We began the first day symbolically at Prinsep Street Presbyterian Church. That’s where it all started for us in Singapore. This evening, the last day of STEP 2014, we are at the National Museum. The reason we chose this place is to bring your attention to the role you can play in deciding whether will Presbyterian churches continue to thrive, or will we become museum?

Do you want to see Presbyterian community as a movement or a monument?

We know that our whole community is in need of pastoral leadership. The enrollment into full-time theological study among Presbyterian is very low.

Case in point, I enrolled into TTC in 2009. The last two students from ORPC (where I was from) enrolled in the late 1990s. One of them was Rev.
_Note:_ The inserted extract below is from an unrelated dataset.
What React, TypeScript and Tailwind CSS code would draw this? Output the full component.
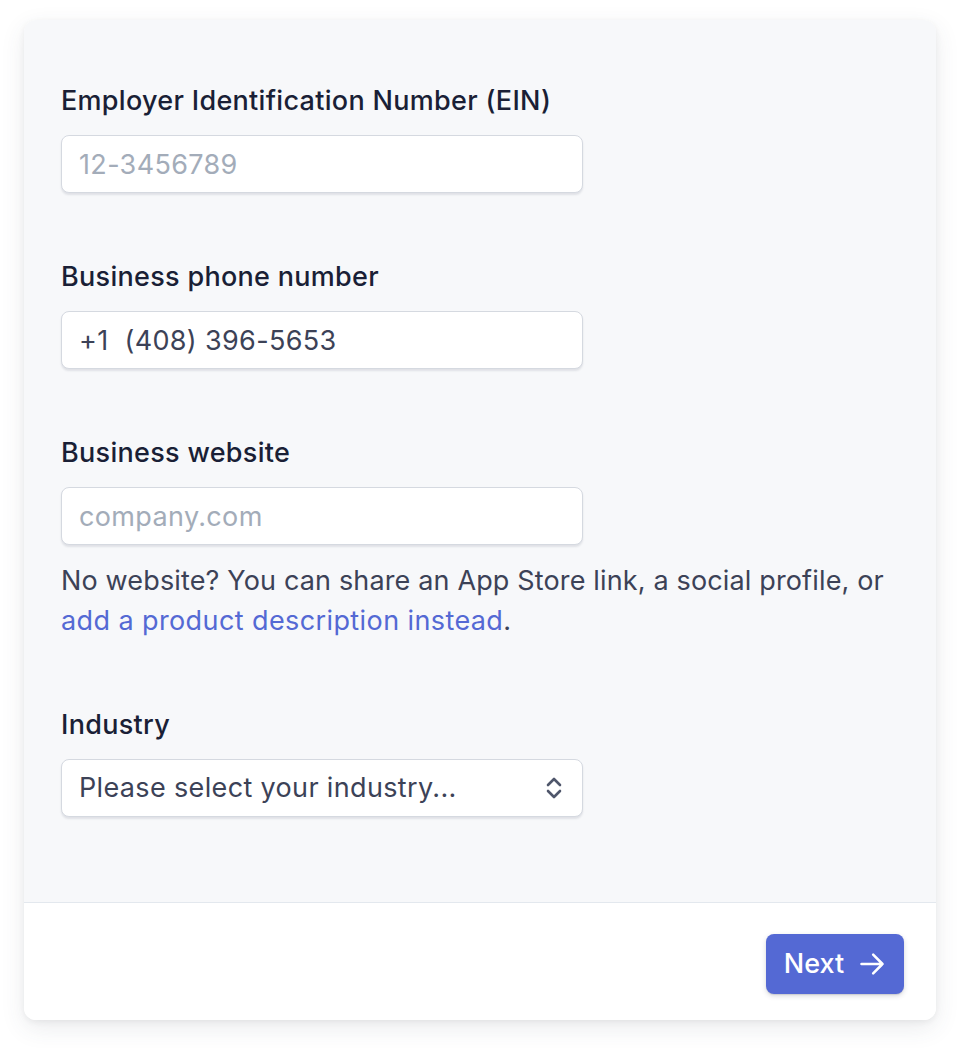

Lam Kuo Yung. This means that the gap of leadership development between Rev. Lam and I was ten years apart.

In my class, there were about 30 students. And out of these 30, only 4 were from Presbyterian churches. I graduated in 2012. In the same year, there were hundreds of lawyers, engineers, designers, scientists, marketers, social workers, and etc. who graduated from other institutions. But there were only 4 theological students graduated to serve the Presbyterian community, comprised of more than 30 churches.

If this can be a hint to the trend of Presbyterian churches, then we understand why right now there are so many congregations struggling.

Therefore I want to challenge each of you to prayerfully consider God’s calling you to serve as pastors. I know the title “pastor” is not palatable to many. I was once in that position. Yet when the Lord calls through the cries of our churches, we as disciples have to respond in faith.